→ Problem description
Only the lines from the start of the data below through the line that contains "const [remember, setRemember]" are to be copied, exactly and without pictures.

→ Information supplied
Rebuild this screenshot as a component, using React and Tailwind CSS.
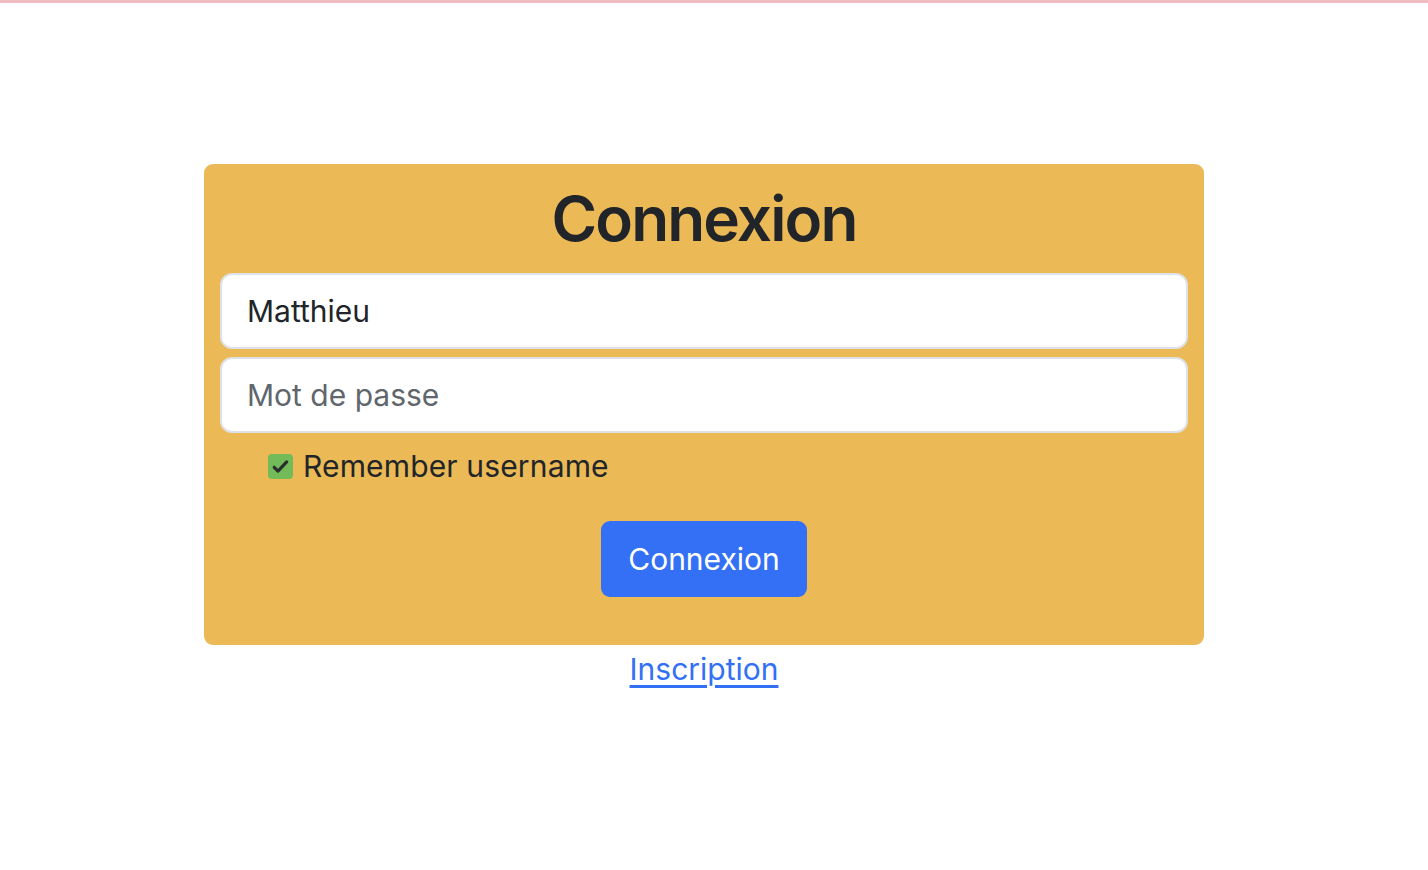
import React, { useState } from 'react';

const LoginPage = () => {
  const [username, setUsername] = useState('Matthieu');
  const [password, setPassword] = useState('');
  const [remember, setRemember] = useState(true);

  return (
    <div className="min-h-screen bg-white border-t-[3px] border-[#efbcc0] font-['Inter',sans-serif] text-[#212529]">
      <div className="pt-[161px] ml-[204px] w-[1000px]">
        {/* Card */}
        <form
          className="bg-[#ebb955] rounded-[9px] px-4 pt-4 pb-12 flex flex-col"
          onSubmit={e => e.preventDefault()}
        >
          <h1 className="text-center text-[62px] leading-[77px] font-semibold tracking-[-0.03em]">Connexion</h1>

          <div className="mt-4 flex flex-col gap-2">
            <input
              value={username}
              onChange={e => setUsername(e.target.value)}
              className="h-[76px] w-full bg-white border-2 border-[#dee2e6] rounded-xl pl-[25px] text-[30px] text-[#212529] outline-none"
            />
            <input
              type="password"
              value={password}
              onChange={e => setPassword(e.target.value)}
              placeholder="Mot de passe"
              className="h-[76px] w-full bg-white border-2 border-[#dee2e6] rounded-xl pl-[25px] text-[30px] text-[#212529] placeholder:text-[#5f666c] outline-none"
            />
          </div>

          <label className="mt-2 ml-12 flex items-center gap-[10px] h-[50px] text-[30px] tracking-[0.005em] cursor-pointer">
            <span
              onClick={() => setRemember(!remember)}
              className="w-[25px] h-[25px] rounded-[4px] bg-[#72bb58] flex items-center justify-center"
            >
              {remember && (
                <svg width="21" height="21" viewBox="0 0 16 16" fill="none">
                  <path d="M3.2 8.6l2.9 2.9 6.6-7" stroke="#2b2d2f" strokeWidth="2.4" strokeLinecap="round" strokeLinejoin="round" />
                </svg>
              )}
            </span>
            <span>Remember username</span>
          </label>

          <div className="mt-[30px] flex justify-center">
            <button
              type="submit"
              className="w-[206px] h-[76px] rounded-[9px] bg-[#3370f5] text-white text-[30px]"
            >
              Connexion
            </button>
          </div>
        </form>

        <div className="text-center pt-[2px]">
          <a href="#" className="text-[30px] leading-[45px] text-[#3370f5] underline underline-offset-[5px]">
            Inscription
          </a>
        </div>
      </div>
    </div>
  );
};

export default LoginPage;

→ Output for this task
Rebuild this screenshot as a component, using React and Tailwind CSS.
import React, { useState } from 'react';

const LoginPage = () => {
  const [username, setUsername] = useState('Matthieu');
  const [password, setPassword] = useState('');
  const [remember, setRemember] = useState(true);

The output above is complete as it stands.